* BEGIN Rows *
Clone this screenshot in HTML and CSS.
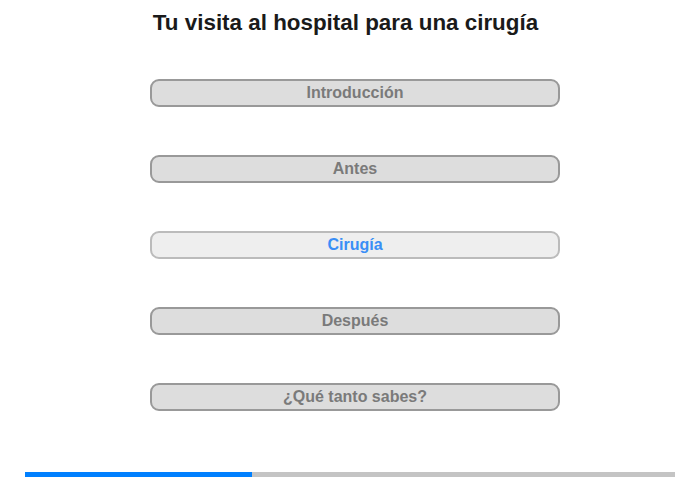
* END Rows *
* BEGIN Rows *
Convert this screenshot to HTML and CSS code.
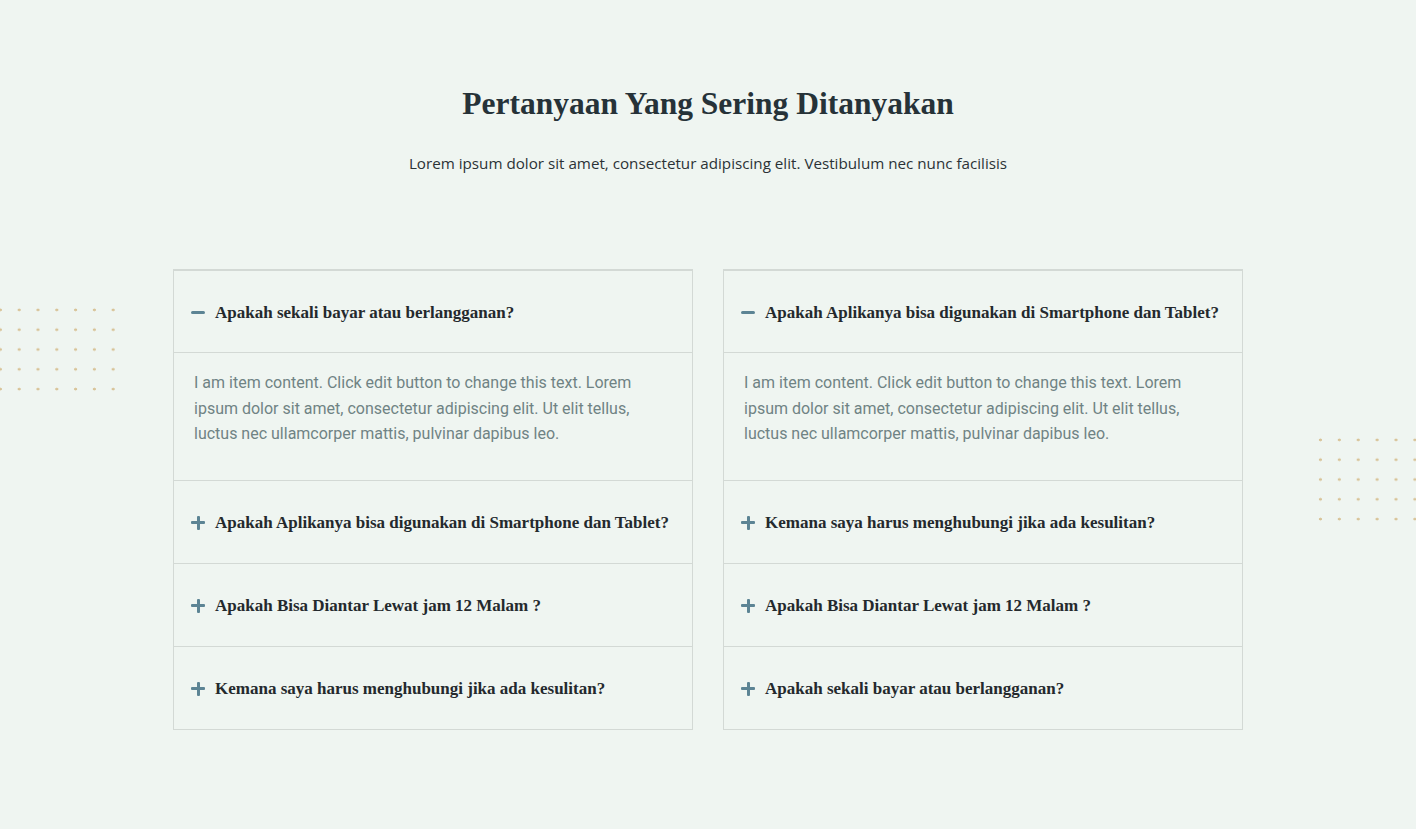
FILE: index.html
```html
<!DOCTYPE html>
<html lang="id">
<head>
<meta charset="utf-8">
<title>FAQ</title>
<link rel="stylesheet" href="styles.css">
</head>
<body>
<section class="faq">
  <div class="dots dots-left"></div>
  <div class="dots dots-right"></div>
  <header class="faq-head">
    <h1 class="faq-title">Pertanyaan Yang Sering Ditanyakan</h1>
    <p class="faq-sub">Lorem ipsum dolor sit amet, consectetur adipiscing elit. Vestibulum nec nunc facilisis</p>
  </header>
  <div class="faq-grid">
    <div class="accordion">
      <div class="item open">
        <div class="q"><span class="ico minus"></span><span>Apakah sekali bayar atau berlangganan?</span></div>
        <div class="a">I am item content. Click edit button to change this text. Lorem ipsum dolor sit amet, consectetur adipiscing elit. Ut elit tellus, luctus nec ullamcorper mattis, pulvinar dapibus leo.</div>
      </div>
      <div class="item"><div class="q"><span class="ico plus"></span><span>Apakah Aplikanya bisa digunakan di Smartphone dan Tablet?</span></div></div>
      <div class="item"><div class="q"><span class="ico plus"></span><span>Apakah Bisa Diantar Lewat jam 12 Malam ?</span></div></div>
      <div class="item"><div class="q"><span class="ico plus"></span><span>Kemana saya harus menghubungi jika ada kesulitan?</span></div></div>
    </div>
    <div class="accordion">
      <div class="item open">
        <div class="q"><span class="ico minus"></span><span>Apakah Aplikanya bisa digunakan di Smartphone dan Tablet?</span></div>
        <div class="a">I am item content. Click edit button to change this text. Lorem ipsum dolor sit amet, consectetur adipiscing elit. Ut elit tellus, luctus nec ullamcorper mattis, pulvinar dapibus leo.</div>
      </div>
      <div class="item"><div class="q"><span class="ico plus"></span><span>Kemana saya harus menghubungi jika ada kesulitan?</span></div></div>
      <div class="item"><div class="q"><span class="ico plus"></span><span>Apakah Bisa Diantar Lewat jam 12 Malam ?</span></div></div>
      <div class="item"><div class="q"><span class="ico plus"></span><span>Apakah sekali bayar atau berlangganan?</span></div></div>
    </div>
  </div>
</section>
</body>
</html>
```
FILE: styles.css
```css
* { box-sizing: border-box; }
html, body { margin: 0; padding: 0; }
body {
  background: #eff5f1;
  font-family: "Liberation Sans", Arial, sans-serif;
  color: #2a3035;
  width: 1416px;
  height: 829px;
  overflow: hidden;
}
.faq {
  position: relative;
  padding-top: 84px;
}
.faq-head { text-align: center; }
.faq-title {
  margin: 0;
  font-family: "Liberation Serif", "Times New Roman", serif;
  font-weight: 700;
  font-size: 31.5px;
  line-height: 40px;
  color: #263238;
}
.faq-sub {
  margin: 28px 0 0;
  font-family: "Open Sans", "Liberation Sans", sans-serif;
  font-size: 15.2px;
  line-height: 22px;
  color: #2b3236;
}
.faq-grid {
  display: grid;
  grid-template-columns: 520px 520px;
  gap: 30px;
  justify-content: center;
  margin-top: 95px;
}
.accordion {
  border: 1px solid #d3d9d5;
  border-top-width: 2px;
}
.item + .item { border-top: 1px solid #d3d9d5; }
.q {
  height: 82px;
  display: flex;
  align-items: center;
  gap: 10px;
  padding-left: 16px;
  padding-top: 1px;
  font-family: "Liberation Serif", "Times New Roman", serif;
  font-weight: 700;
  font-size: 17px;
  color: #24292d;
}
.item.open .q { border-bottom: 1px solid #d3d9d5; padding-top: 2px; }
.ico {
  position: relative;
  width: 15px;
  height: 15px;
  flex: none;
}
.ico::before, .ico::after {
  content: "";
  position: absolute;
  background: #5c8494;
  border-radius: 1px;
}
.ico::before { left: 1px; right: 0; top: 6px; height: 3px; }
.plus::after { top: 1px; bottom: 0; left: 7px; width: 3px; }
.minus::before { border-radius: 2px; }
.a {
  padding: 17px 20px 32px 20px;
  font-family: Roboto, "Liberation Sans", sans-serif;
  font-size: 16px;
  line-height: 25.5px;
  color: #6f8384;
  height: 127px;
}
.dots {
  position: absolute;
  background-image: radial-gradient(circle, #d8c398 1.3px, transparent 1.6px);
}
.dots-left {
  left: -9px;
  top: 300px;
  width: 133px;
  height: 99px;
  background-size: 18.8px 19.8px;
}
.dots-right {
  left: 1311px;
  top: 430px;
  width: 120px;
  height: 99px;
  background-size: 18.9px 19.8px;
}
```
* END Rows *
* BEGIN Rows *
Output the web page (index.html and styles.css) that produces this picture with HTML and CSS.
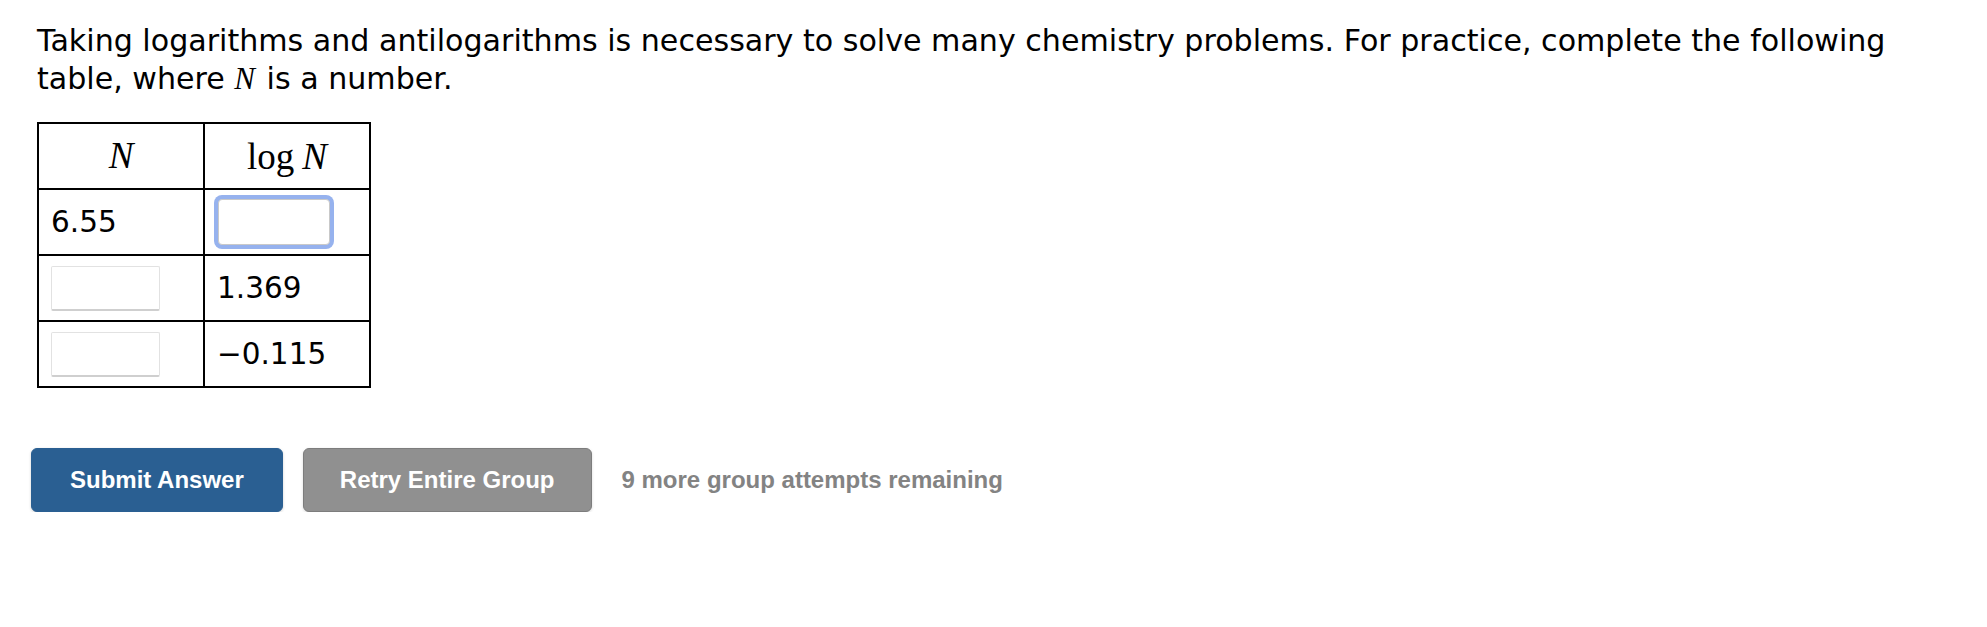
* END Rows *
= Work instructions =
Figure out how many lines of the data above include "this", then give the number and nothing more.

= Task result =
5